Америка была совсем другая, здесь жизнь неслась вперед стремительной рекой и ничто не напоминало о прошлом. Пусть же течение подхватит меня, и смоет с меня вину, и унесет далеко-далеко. Туда, где нет призраков, нет воспоминаний и нет прегрешений.
Хотя бы только за это с радостью принимаю тебя, Америка!
Летом 1984 года – в это лето мне исполнился двадцать один год – Баба продал свой «бьюик» и купил за пятьсот пятьдесят долларов подержанный микроавтобус «фольксваген» семьдесят первого года выпуска. Данное транспортное средство ему продал земляк, который в Кабуле был учителем средней школы.
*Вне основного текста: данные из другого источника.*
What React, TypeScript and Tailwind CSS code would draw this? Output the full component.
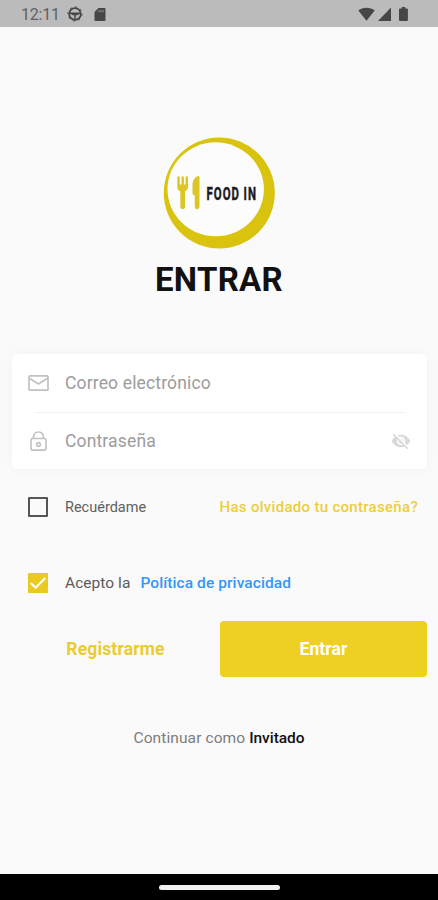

Соседи так и уставились на ржавую железяку, когда мы с тарахтением вкатились на стоянку у нашего дома. Баба выключил двигатель, и мы, не выходя из автобуса, принялись хохотать, пока слезы не полились у нас по щекам, точнее говоря, пока у соседей не прошло первое потрясение. Вид-то был тот еще. Краска облезла, вместо части стекол – черные пластиковые пакеты для мусора, шины лысые, из сидений пружины торчат. Но старый учитель заверил Бабу, что двигатель и трансмиссия в порядке, и, как оказалось, не соврал.